(Collected data)
--
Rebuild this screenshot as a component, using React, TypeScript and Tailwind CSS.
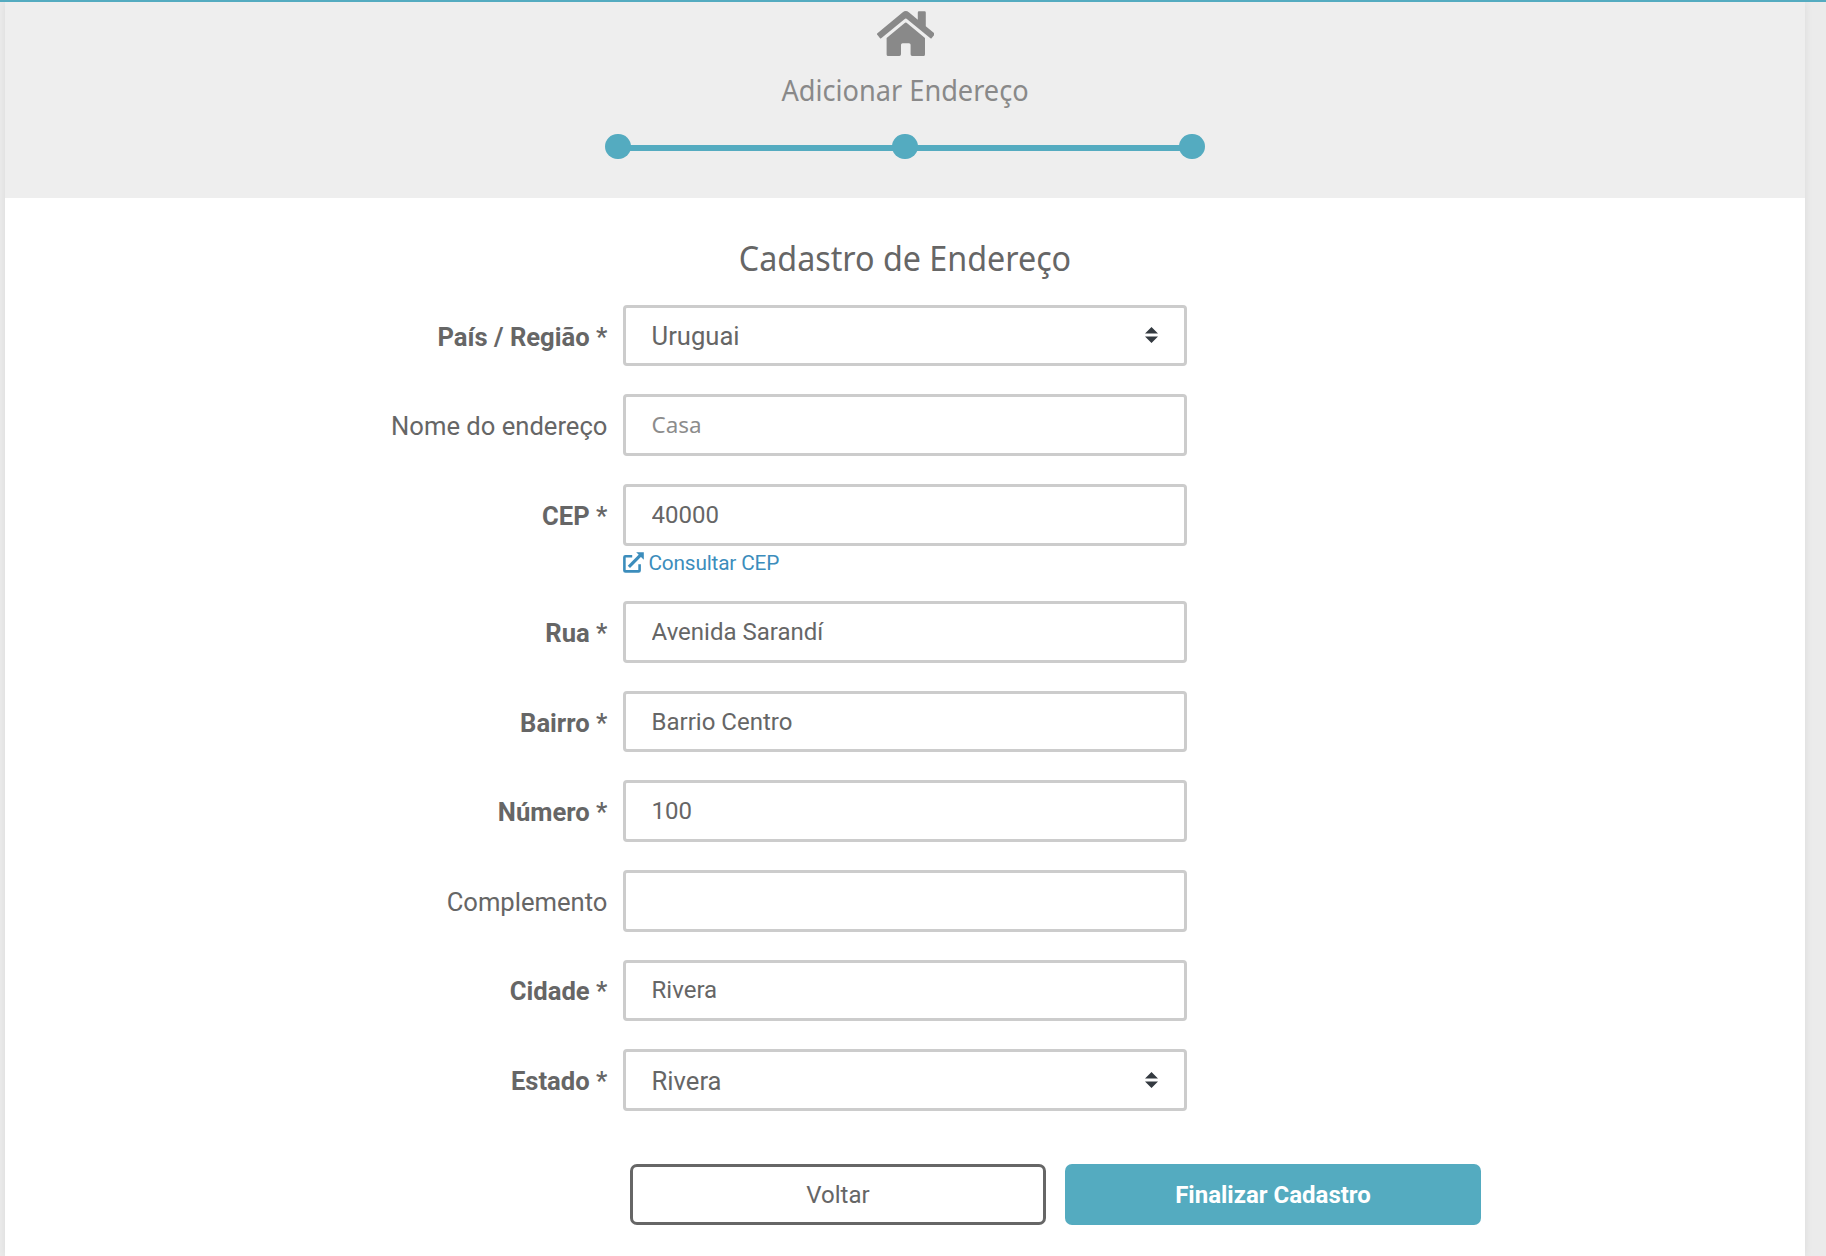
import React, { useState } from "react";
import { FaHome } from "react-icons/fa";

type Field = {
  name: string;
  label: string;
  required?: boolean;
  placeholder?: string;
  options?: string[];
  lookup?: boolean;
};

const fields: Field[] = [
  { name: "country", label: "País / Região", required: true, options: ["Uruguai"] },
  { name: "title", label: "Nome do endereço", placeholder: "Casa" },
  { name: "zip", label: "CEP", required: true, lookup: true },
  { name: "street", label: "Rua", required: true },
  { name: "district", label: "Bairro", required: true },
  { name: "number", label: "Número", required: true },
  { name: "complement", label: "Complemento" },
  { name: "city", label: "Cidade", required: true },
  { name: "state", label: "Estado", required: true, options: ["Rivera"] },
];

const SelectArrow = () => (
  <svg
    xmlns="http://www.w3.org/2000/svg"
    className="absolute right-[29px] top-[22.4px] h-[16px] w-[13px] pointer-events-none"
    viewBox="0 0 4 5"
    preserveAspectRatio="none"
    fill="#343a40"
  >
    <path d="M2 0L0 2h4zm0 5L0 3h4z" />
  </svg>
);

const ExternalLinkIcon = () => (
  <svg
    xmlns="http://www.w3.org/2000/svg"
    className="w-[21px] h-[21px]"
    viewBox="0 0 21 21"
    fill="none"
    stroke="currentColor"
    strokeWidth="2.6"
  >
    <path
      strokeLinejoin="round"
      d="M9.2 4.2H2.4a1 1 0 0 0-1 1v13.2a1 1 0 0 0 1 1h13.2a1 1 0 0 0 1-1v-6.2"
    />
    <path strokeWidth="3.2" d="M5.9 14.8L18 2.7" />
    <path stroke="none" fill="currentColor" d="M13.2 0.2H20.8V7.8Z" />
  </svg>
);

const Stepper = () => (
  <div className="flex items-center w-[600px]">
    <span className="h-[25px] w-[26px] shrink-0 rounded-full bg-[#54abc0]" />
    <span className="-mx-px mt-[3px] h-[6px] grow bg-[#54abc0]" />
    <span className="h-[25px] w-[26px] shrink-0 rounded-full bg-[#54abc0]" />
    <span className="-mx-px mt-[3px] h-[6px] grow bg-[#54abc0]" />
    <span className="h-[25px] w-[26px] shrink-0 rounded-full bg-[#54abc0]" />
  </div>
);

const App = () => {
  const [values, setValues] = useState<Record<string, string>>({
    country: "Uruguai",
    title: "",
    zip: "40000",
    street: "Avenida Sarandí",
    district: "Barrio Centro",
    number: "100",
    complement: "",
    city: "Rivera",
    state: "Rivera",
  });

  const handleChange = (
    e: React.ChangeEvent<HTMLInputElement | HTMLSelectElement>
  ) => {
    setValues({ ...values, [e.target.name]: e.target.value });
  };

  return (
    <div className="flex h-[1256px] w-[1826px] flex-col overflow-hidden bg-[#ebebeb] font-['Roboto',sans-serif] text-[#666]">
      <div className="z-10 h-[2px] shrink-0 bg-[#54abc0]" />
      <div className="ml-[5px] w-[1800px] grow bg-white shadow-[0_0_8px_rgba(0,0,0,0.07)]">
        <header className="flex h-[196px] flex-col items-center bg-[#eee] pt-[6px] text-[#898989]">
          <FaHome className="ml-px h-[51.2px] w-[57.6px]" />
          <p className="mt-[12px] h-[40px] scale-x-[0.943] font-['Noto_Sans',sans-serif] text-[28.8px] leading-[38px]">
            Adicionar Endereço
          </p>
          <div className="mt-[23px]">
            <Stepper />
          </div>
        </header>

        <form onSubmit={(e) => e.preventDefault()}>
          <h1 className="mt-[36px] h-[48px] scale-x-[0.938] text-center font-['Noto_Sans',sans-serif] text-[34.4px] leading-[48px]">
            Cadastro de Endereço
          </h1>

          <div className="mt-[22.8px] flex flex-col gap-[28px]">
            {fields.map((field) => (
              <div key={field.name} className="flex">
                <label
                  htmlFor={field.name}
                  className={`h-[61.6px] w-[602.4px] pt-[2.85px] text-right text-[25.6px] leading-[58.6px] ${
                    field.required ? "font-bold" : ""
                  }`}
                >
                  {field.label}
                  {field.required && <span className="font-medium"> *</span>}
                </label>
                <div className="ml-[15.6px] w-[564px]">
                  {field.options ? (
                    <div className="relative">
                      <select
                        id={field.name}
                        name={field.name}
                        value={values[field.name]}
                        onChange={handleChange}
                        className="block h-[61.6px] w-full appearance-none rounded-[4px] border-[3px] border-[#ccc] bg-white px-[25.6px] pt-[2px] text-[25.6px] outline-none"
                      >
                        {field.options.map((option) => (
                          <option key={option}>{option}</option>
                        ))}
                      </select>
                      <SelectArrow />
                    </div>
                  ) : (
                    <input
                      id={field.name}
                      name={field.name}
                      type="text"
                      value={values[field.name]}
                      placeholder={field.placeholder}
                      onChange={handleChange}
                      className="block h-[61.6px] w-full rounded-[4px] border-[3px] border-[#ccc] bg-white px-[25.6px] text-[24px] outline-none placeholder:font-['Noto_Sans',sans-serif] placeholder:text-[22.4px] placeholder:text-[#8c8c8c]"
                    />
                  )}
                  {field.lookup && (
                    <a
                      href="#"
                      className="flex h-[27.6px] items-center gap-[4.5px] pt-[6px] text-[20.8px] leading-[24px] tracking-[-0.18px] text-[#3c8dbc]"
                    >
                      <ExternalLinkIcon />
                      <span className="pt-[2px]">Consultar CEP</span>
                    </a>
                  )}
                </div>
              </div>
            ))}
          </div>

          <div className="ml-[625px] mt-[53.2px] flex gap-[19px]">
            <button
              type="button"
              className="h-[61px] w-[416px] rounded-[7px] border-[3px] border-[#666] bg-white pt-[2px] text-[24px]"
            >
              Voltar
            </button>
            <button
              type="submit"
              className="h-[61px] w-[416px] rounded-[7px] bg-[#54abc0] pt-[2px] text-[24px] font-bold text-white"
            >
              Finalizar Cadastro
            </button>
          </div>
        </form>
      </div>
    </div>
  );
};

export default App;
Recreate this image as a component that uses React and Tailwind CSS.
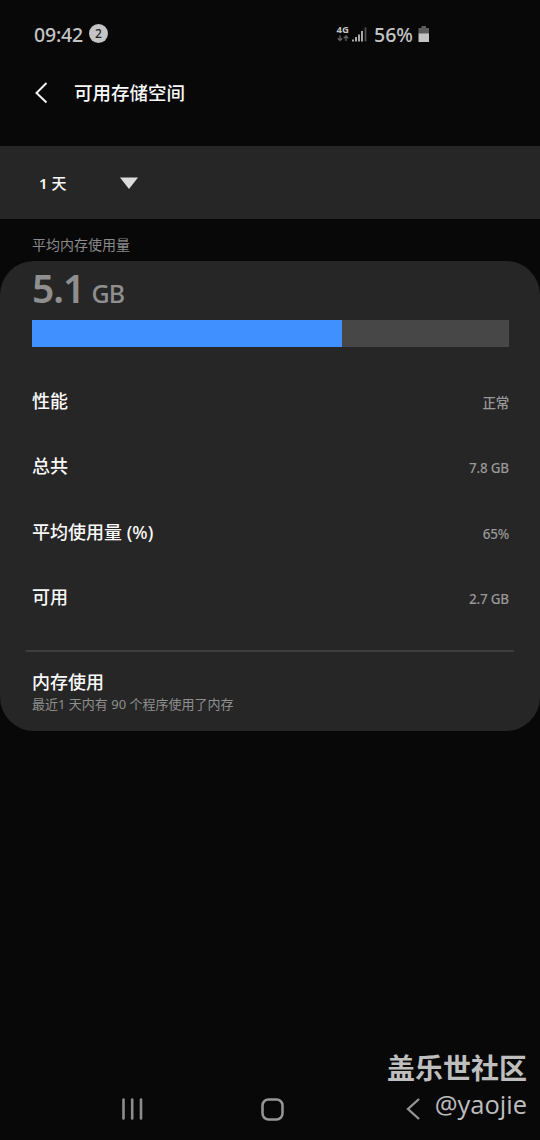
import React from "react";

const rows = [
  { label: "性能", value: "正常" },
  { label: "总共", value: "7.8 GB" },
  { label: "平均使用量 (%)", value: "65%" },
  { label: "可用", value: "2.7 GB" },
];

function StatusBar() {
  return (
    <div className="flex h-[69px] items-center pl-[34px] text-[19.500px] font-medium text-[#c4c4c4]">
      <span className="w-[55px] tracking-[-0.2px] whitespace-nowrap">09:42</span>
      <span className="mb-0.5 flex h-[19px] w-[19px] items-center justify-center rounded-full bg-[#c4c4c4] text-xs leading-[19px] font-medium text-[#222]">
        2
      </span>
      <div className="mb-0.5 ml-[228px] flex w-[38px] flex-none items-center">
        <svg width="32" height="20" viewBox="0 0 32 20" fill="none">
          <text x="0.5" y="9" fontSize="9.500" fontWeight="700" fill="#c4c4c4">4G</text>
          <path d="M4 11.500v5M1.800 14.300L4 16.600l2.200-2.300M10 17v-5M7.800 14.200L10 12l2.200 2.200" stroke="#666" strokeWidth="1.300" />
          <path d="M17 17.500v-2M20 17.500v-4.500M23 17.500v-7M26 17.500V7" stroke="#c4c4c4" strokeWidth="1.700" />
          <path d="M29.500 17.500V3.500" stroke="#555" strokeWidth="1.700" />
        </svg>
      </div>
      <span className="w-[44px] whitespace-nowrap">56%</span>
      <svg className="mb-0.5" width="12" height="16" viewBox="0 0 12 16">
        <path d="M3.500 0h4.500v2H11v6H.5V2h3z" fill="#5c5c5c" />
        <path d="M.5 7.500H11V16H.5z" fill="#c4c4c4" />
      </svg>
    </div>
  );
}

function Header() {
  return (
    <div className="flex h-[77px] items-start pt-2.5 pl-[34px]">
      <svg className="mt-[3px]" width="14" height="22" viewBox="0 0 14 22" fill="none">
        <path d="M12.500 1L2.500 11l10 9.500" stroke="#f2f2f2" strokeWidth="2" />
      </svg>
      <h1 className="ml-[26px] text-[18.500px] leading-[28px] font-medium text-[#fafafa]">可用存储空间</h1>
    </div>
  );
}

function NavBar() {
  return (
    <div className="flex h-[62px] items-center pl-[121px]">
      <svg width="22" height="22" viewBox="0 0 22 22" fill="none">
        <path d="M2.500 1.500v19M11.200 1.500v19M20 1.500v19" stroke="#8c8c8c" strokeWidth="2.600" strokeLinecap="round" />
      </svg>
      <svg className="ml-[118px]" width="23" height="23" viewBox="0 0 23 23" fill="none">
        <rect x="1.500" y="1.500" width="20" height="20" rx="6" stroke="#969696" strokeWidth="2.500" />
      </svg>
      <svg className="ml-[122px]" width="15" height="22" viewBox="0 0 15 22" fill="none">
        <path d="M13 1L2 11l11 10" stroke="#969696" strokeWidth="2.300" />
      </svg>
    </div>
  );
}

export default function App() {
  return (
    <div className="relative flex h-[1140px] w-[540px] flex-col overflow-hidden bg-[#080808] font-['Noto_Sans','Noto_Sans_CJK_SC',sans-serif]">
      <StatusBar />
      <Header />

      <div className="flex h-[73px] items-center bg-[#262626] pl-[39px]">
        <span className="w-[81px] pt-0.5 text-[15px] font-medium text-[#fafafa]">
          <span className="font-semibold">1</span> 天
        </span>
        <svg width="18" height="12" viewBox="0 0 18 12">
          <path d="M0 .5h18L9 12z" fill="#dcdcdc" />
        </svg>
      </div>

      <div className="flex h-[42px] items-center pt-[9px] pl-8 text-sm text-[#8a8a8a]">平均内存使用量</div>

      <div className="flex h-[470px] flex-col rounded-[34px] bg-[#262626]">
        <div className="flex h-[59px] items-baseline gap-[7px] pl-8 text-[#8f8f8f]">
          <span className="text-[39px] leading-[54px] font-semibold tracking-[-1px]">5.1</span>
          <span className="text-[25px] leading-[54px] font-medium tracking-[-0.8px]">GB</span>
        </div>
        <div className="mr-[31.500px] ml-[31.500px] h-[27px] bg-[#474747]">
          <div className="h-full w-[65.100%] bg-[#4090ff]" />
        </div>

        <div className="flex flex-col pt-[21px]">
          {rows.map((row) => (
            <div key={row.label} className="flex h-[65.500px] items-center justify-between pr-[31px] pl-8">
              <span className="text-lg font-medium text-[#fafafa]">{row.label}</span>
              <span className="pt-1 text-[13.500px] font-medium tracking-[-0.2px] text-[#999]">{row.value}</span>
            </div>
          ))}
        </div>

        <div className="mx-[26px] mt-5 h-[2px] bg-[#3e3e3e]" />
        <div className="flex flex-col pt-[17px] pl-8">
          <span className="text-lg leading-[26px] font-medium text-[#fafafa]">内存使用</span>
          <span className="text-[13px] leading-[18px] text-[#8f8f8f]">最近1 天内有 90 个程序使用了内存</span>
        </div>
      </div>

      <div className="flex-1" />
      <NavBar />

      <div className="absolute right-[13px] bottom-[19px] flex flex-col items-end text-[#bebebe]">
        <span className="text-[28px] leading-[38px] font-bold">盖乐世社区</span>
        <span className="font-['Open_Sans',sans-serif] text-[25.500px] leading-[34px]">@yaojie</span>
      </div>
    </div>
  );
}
--
**Written instruction**
Gather each line in the data that holds the string "component".

**Answer to this exercise**
Rebuild this screenshot as a component, using React, TypeScript and Tailwind CSS.
Recreate this image as a component that uses React and Tailwind CSS.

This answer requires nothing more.